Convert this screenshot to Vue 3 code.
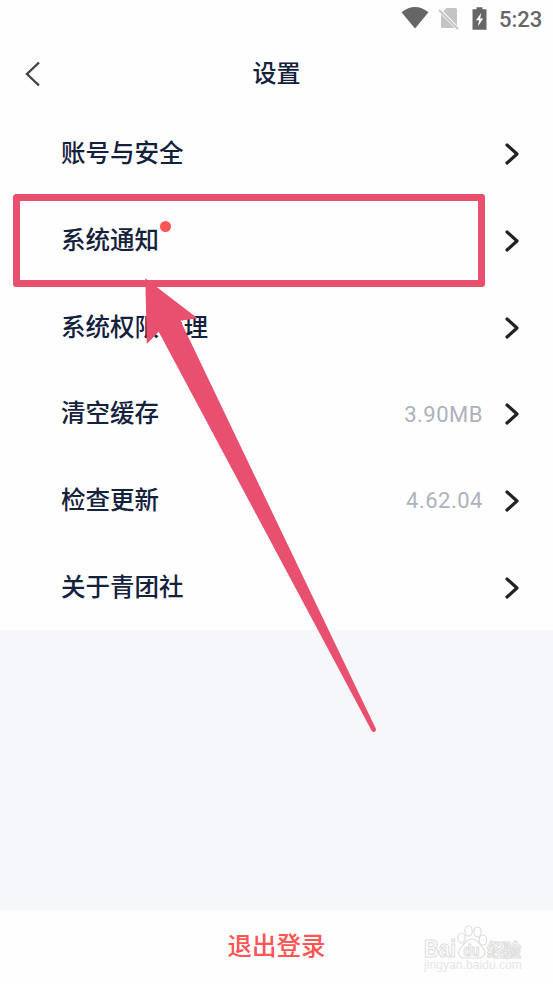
<script setup>
const rows = [
  { label: '账号与安全' },
  { label: '系统通知', dot: true },
  { label: '系统权限管理' },
  { label: '清空缓存', value: '3.90MB' },
  { label: '检查更新', value: '4.62.04' },
  { label: '关于青团社' },
]
</script>

<template>
  <div class="screen">
    <div class="status">
      <svg class="wifi" width="28" height="22" viewBox="0 0 28 22"><path d="M0.5 5.3Q14-5.300 27.500 5.300L14 21.500Z" fill="#666" /></svg>
      <svg class="sim" width="22" height="24" viewBox="0 0 22 24">
        <path d="M8.500 1H17.500Q19 1 19 2.500V18.500L5.300 4.200ZM3 7.200L16.800 21H4.500Q3 21 3 19.500Z" fill="#c4c4c4" />
        <path d="M1 3L20 22" stroke="#c4c4c4" stroke-width="1.800" />
      </svg>
      <svg class="battery" width="15" height="23" viewBox="0 0 15 23">
        <path d="M4.500 0.300H10.500V2.300H14.500V22.700H0.500V2.300H4.500Z" fill="#666" />
        <path d="M9.200 6L4 13.300H7L6 19.300L11.200 11.600H8.200Z" fill="#fff" />
      </svg>
      <span class="time">5:23</span>
    </div>
    <header class="header">
      <svg class="back" width="18" height="28" viewBox="0 0 18 28"><path d="M15 2.500L3 14L15 25.500" /></svg>
      <h1>设置</h1>
    </header>
    <main class="list">
      <div v-for="row in rows" :key="row.label" class="row">
        <span class="label">{{ row.label }}<i v-if="row.dot" class="dot" /></span>
        <span class="value">{{ row.value }}</span>
        <svg class="chevron" width="15" height="24" viewBox="0 0 15 24"><path d="M2 3L12 12L2 21" /></svg>
      </div>
    </main>
    <footer class="footer">
      <span class="logout">退出登录</span>
      <div class="watermark">
        <svg width="104" height="54" viewBox="0 0 104 54">
          <g class="outline">
            <text x="2" y="34" font-size="24" textLength="32" lengthAdjust="spacingAndGlyphs">Bai</text>
            <ellipse cx="39.500" cy="15" rx="3.700" ry="5" />
            <ellipse cx="46.500" cy="8" rx="3.700" ry="5" />
            <ellipse cx="55.500" cy="9" rx="3.700" ry="5" />
            <ellipse cx="61" cy="17" rx="3.700" ry="5" />
            <path d="M50 16C56 16 57 21 61 25C65 31 62 35 56 35H43C36 35 35 29 39 24C43 21 44 16 50 16Z" />
            <text x="41.500" y="33" font-size="16" textLength="16" lengthAdjust="spacingAndGlyphs">du</text>
            <text x="65" y="34" font-size="18" textLength="34">经验</text>
          </g>
          <text class="url" x="2" y="46" font-size="12" textLength="98" lengthAdjust="spacingAndGlyphs">jingyan.baidu.com</text>
        </svg>
      </div>
    </footer>
    <div class="highlight" />
    <svg class="arrow" width="553" height="984" viewBox="0 0 553 984">
      <path d="M145.300 278.300L197.500 318.300L180.500 320.800L376 729Q376 732.500 373 732Q372 731.500 371.500 730.500L158.700 331.700L146.800 344Z" />
    </svg>
  </div>
</template>

<style>
body { margin: 0; }
</style>

<style scoped>
.screen {
  position: relative;
  display: flex;
  flex-direction: column;
  width: 553px;
  height: 984px;
  overflow: hidden;
  background: #f5f7fb;
  color: #14213d;
  font-family: Roboto, "Noto Sans CJK SC", sans-serif;
}
.status {
  display: flex;
  align-items: flex-start;
  box-sizing: border-box;
  height: 38px;
  padding: 7px 0 0 401px;
  background: #fefefe;
}
.status svg { flex: none; }
.sim { margin-left: 9px; }
.battery { margin-left: 12px; }
.time {
  margin-left: 12px;
  color: #666;
  font-size: 22px;
  font-weight: 500;
  line-height: 25px;
}
.header {
  display: flex;
  align-items: center;
  justify-content: center;
  position: relative;
  height: 72px;
  background: #fefefe;
}
.back {
  position: absolute;
  left: 24px;
  top: 22px;
}
.back path {
  fill: none;
  stroke: #444;
  stroke-width: 2.4;
}
h1 {
  margin: 0;
  font-size: 24px;
  font-weight: 500;
  line-height: 36px;
}
.list {
  display: grid;
  grid-template-rows: repeat(6, 1fr);
  height: 520px;
  background: #fefefe;
}
.row {
  display: flex;
  align-items: center;
  padding: 2px 33px 0 61px;
}
.label {
  position: relative;
  font-size: 24.5px;
  font-weight: 500;
  line-height: 36px;
}
.dot {
  position: absolute;
  left: 99px;
  top: -2px;
  width: 11px;
  height: 11px;
  border-radius: 50%;
  background: #ff5555;
}
.value {
  margin-left: auto;
  color: #adb2bd;
  font-size: 22px;
  letter-spacing: 0.5px;
}
.chevron { margin-left: 22px; }
.chevron path {
  fill: none;
  stroke: #222;
  stroke-width: 3.2;
  stroke-linecap: round;
  stroke-linejoin: round;
}
.footer {
  position: relative;
  display: flex;
  justify-content: center;
  height: 74px;
  margin-top: auto;
  background: #fefefe;
}
.logout {
  margin-top: 19px;
  color: #ff5555;
  font-size: 24.5px;
  font-weight: 500;
  line-height: 36px;
}
.watermark {
  position: absolute;
  left: 422px;
  top: 13px;
}
.outline {
  fill: #fefefe;
  stroke: #dedede;
  stroke-width: 1.2;
  font-family: "Liberation Sans", "Noto Sans CJK SC", sans-serif;
  font-weight: 700;
}
.url {
  fill: #e6e6e6;
  font-family: "Liberation Sans", sans-serif;
}
.highlight {
  position: absolute;
  box-sizing: border-box;
  left: 13px;
  top: 194px;
  width: 472px;
  height: 93px;
  border: 7px solid #e95070;
  border-radius: 3px;
}
.arrow {
  position: absolute;
  left: 0;
  top: 0;
  fill: #e95070;
}
</style>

◇ ◇ ◇ ◇

** Exercise goal **
Transcribe the whole listing exactly. Pictures are excluded.

** Output **
Convert this screenshot to Vue 3 code.
<script setup>
const rows = [
  { label: '账号与安全' },
  { label: '系统通知', dot: true },
  { label: '系统权限管理' },
  { label: '清空缓存', value: '3.90MB' },
  { label: '检查更新', value: '4.62.04' },
  { label: '关于青团社' },
]
</script>

<template>
  <div class="screen">
    <div class="status">
      <svg class="wifi" width="28" height="22" viewBox="0 0 28 22"><path d="M0.5 5.3Q14-5.300 27.500 5.300L14 21.500Z" fill="#666" /></svg>
      <svg class="sim" width="22" height="24" viewBox="0 0 22 24">
        <path d="M8.500 1H17.500Q19 1 19 2.500V18.500L5.300 4.200ZM3 7.200L16.800 21H4.500Q3 21 3 19.500Z" fill="#c4c4c4" />
        <path d="M1 3L20 22" stroke="#c4c4c4" stroke-width="1.800" />
      </svg>
      <svg class="battery" width="15" height="23" viewBox="0 0 15 23">
        <path d="M4.500 0.300H10.500V2.300H14.500V22.700H0.500V2.300H4.500Z" fill="#666" />
        <path d="M9.200 6L4 13.300H7L6 19.300L11.200 11.600H8.200Z" fill="#fff" />
      </svg>
      <span class="time">5:23</span>
    </div>
    <header class="header">
      <svg class="back" width="18" height="28" viewBox="0 0 18 28"><path d="M15 2.500L3 14L15 25.500" /></svg>
      <h1>设置</h1>
    </header>
    <main class="list">
      <div v-for="row in rows" :key="row.label" class="row">
        <span class="label">{{ row.label }}<i v-if="row.dot" class="dot" /></span>
        <span class="value">{{ row.value }}</span>
        <svg class="chevron" width="15" height="24" viewBox="0 0 15 24"><path d="M2 3L12 12L2 21" /></svg>
      </div>
    </main>
    <footer class="footer">
      <span class="logout">退出登录</span>
      <div class="watermark">
        <svg width="104" height="54" viewBox="0 0 104 54">
          <g class="outline">
            <text x="2" y="34" font-size="24" textLength="32" lengthAdjust="spacingAndGlyphs">Bai</text>
            <ellipse cx="39.500" cy="15" rx="3.700" ry="5" />
            <ellipse cx="46.500" cy="8" rx="3.700" ry="5" />
            <ellipse cx="55.500" cy="9" rx="3.700" ry="5" />
            <ellipse cx="61" cy="17" rx="3.700" ry="5" />
            <path d="M50 16C56 16 57 21 61 25C65 31 62 35 56 35H43C36 35 35 29 39 24C43 21 44 16 50 16Z" />
            <text x="41.500" y="33" font-size="16" textLength="16" lengthAdjust="spacingAndGlyphs">du</text>
            <text x="65" y="34" font-size="18" textLength="34">经验</text>
          </g>
          <text class="url" x="2" y="46" font-size="12" textLength="98" lengthAdjust="spacingAndGlyphs">jingyan.baidu.com</text>
        </svg>
      </div>
    </footer>
    <div class="highlight" />
    <svg class="arrow" width="553" height="984" viewBox="0 0 553 984">
      <path d="M145.300 278.300L197.500 318.300L180.500 320.800L376 729Q376 732.500 373 732Q372 731.500 371.500 730.500L158.700 331.700L146.800 344Z" />
    </svg>
  </div>
</template>

<style>
body { margin: 0; }
</style>

<style scoped>
.screen {
  position: relative;
  display: flex;
  flex-direction: column;
  width: 553px;
  height: 984px;
  overflow: hidden;
  background: #f5f7fb;
  color: #14213d;
  font-family: Roboto, "Noto Sans CJK SC", sans-serif;
}
.status {
  display: flex;
  align-items: flex-start;
  box-sizing: border-box;
  height: 38px;
  padding: 7px 0 0 401px;
  background: #fefefe;
}
.status svg { flex: none; }
.sim { margin-left: 9px; }
.battery { margin-left: 12px; }
.time {
  margin-left: 12px;
  color: #666;
  font-size: 22px;
  font-weight: 500;
  line-height: 25px;
}
.header {
  display: flex;
  align-items: center;
  justify-content: center;
  position: relative;
  height: 72px;
  background: #fefefe;
}
.back {
  position: absolute;
  left: 24px;
  top: 22px;
}
.back path {
  fill: none;
  stroke: #444;
  stroke-width: 2.4;
}
h1 {
  margin: 0;
  font-size: 24px;
  font-weight: 500;
  line-height: 36px;
}
.list {
  display: grid;
  grid-template-rows: repeat(6, 1fr);
  height: 520px;
  background: #fefefe;
}
.row {
  display: flex;
  align-items: center;
  padding: 2px 33px 0 61px;
}
.label {
  position: relative;
  font-size: 24.5px;
  font-weight: 500;
  line-height: 36px;
}
.dot {
  position: absolute;
  left: 99px;
  top: -2px;
  width: 11px;
  height: 11px;
  border-radius: 50%;
  background: #ff5555;
}
.value {
  margin-left: auto;
  color: #adb2bd;
  font-size: 22px;
  letter-spacing: 0.5px;
}
.chevron { margin-left: 22px; }
.chevron path {
  fill: none;
  stroke: #222;
  stroke-width: 3.2;
  stroke-linecap: round;
  stroke-linejoin: round;
}
.footer {
  position: relative;
  display: flex;
  justify-content: center;
  height: 74px;
  margin-top: auto;
  background: #fefefe;
}
.logout {
  margin-top: 19px;
  color: #ff5555;
  font-size: 24.5px;
  font-weight: 500;
  line-height: 36px;
}
.watermark {
  position: absolute;
  left: 422px;
  top: 13px;
}
.outline {
  fill: #fefefe;
  stroke: #dedede;
  stroke-width: 1.2;
  font-family: "Liberation Sans", "Noto Sans CJK SC", sans-serif;
  font-weight: 700;
}
.url {
  fill: #e6e6e6;
  font-family: "Liberation Sans", sans-serif;
}
.highlight {
  position: absolute;
  box-sizing: border-box;
  left: 13px;
  top: 194px;
  width: 472px;
  height: 93px;
  border: 7px solid #e95070;
  border-radius: 3px;
}
.arrow {
  position: absolute;
  left: 0;
  top: 0;
  fill: #e95070;
}
</style>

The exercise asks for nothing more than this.